Free Scooter (Symbolically)
Don't worry, everyone. Scooter Libby may have have had his sentence commuted, but there's still a good chance for justice to be served. Because the President can still pardon him, any time he wants and for any reason!
"As to the future, I rule nothing in and nothing out," the president told reporters after visiting wounded soldiers at Walter Reed Army Medical Center. A full pardon would wipe clean Libby's criminal record. The commuted prison sentence leaves Libby's conviction in place, along with a $250,000 fine and two years probation.
If poor Bush's heart breaks to see Scooter suffer the indignities of two years probation -- he may be expected to hold down a job that whole time! -- or if Dick becomes paranoid enough that Scooter will rat on him to take out his Bush's signature rubber stamp and affix it to the presumably pre-printed pardon he keeps in one of his man-sized safes next to his spare android body, Scooter may yet escape with hisdignity$250k intact.

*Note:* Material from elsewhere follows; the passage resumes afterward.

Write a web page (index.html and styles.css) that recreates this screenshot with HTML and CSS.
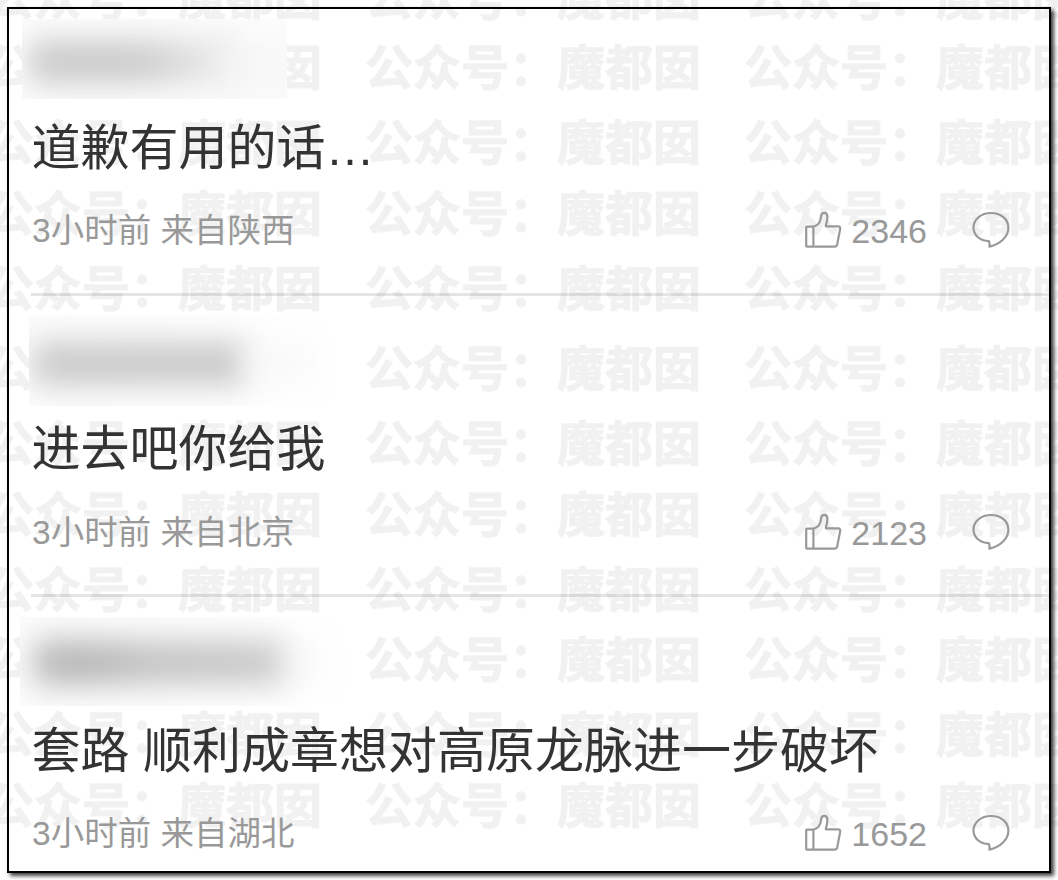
FILE: index.html
```html
<!DOCTYPE html>
<html lang="zh-CN">
<head>
<meta charset="utf-8">
<title>评论</title>
<link rel="stylesheet" href="styles.css">
</head>
<body>
<svg class="symbols" aria-hidden="true">
  <symbol id="like" viewBox="0 0 38 38">
    <path d="M8.4 15.6H1.8Q1.2 15.6 1.2 16.4V34.8Q1.2 35.6 2 35.6H29.5Q31.7 35.6 32.2 33.4L35.2 17.8Q35.6 15.3 33 15.3H21.2Q20.6 15.3 20.9 14.4C21.8 11.4 22.4 8.5 22.4 5.4Q22.2 1.8 19.3 1.8Q16.6 1.8 16.2 5C15.8 10.2 13.5 14.6 8.4 15.6V35.6"/>
  </symbol>
  <symbol id="reply" viewBox="0 0 38 38">
    <path d="M16.9 30.2C7.5 29.8 1.5 24 1.5 16.6C1.5 8.4 9 2 19 2C29 2 36.4 8.3 36.4 16.8C36.4 25.5 28.5 33.2 17.4 35.6C17.8 33.7 17.6 32 16.9 30.2Z"/>
  </symbol>
</svg>
<main class="card">
  <div class="watermark" id="watermark" aria-hidden="true"></div>
  <article class="comment first">
    <div class="name"><i class="smear dark"></i><i class="smear light"></i></div>
    <p class="text">道歉有用的话…</p>
    <footer class="meta"><span>3小时前 来自陕西</span><span class="likes"><svg class="icon"><use href="#like"/></svg>2346</span><svg class="icon"><use href="#reply"/></svg></footer>
  </article>
  <article class="comment second">
    <div class="name"><i class="smear dark"></i><i class="smear light"></i></div>
    <p class="text">进去吧你给我</p>
    <footer class="meta"><span>3小时前 来自北京</span><span class="likes"><svg class="icon"><use href="#like"/></svg>2123</span><svg class="icon"><use href="#reply"/></svg></footer>
  </article>
  <article class="comment third">
    <div class="name"><i class="smear dark"></i><i class="smear light"></i></div>
    <p class="text">套路 顺利成章想对高原龙脉进一步破坏</p>
    <footer class="meta"><span>3小时前 来自湖北</span><span class="likes"><svg class="icon"><use href="#like"/></svg>1652</span><svg class="icon"><use href="#reply"/></svg></footer>
  </article>
</main>
<script src="watermark.js"></script>
</body>
</html>
```
FILE: watermark.js
```js
const layer = document.getElementById('watermark');
for (let i = 0; i < 12; i++) {
  const row = document.createElement('div');
  row.className = 'watermark-row';
  for (let j = 0; j < 3; j++) {
    const mark = document.createElement('span');
    mark.textContent = '公众号：魔都囡';
    row.append(mark);
  }
  layer.append(row);
}
```
FILE: styles.css
```css
* { box-sizing: border-box; }
body {
  margin: 0;
  height: 880px;
  padding: 7px;
  overflow: hidden;
  background: #fff;
  font-family: "Liberation Sans", "Noto Sans CJK SC", sans-serif;
}
.symbols { display: none; }
.card {
  position: relative;
  width: 1044px;
  height: 866px;
  border: 2px solid #000;
  background: #fff;
  box-shadow: 3px 3px 4px rgba(0, 0, 0, .75);
}
.watermark {
  position: absolute;
  top: -39px;
  left: -23px;
  width: 1072px;
  height: 910px;
  overflow: hidden;
  display: grid;
  grid-template-rows: 70px 75px 71px 75px 80px 75px 71px 75px 70px 75px 71px 75px;
  color: #000;
  opacity: .05;
  font: bold 48px/48px "Noto Sans CJK SC", sans-serif;
  -webkit-text-stroke: 1.2px #000;
  pointer-events: none;
}
.watermark-row { display: flex; gap: 43px; white-space: nowrap; }
.comment { position: relative; margin-left: 22px; padding-top: 19px; }
.first { height: 287px; padding-top: 10px; border-bottom: 3px solid rgba(0, 0, 0, .1); }
.second { height: 301px; border-bottom: 3px solid rgba(0, 0, 0, .1); }
.third { height: 274px; padding-top: 20px; }

.name { position: relative; overflow: hidden; }
.first .name { width: 265px; height: 80px; margin-left: -9px; background: #fcfcfc; }
.second .name { width: 306px; height: 91px; margin-left: -2px; background: linear-gradient(90deg, #fcfcfc, #fff); }
.third .name { width: 330px; height: 89px; margin-left: -11px; background: linear-gradient(90deg, #fcfcfc, #fff); }
.smear { position: absolute; border-radius: 8px; filter: blur(15px); }
.first .dark { left: 7px; top: 22px; width: 210px; height: 42px; background: linear-gradient(90deg, #c9c9c9 0 45%, #cecece 60%, #dedede 75%, #e5e5e5); }
.first .light { left: 190px; top: 20px; width: 85px; height: 60px; background: #f6f6f6; opacity: .7; }
.second .dark { left: 4px; top: 27px; width: 216px; height: 43px; background: #c9c9c9; }
.second .light { left: 215px; top: 26px; width: 70px; height: 45px; background: #f8f8f8; opacity: .8; }
.third .dark { left: 14px; top: 23px; width: 254px; height: 45px; background: linear-gradient(90deg, #b8b8b8 0 25%, #c5c5c5 45%, #c8c8c8 80%, #d0d0d0); }
.third .light { left: 265px; top: 26px; width: 40px; height: 38px; background: #f6f6f6; opacity: .6; }

.text {
  margin: 19px 0 0 .5px;
  color: #333;
  font-size: 49px;
  line-height: 60px;
  white-space: nowrap;
}
.second .text { margin-top: 13px; }
.third .text { margin-top: 15px; }
.meta {
  display: flex;
  align-items: center;
  height: 40px;
  margin: 33px 0 0 1px;
  padding-right: 39px;
  color: #999;
  font-size: 33.5px;
  line-height: 40px;
}
.second .meta { margin-top: 34px; }
.likes { display: flex; align-items: center; margin: 0 45px 0 auto; font-size: 34px; }
.icon {
  width: 38px;
  height: 38px;
  margin-bottom: 3px;
  fill: none;
  stroke: #999;
  stroke-width: 2.2;
  stroke-linejoin: round;
}
.likes .icon { margin-right: 8px; }
```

As MoveOn recently reported, in the first recorded instance of something they said amusing rather than annoying us, Scooter served slightly less jail time than noted criminal mastermind Paris Hilton. Which is surprising, as the only person who would've tried to organize any sort of Free Scooter movement would've been Chris Hitchens, and only if he was sober enough to get t-shirts up on CafePress.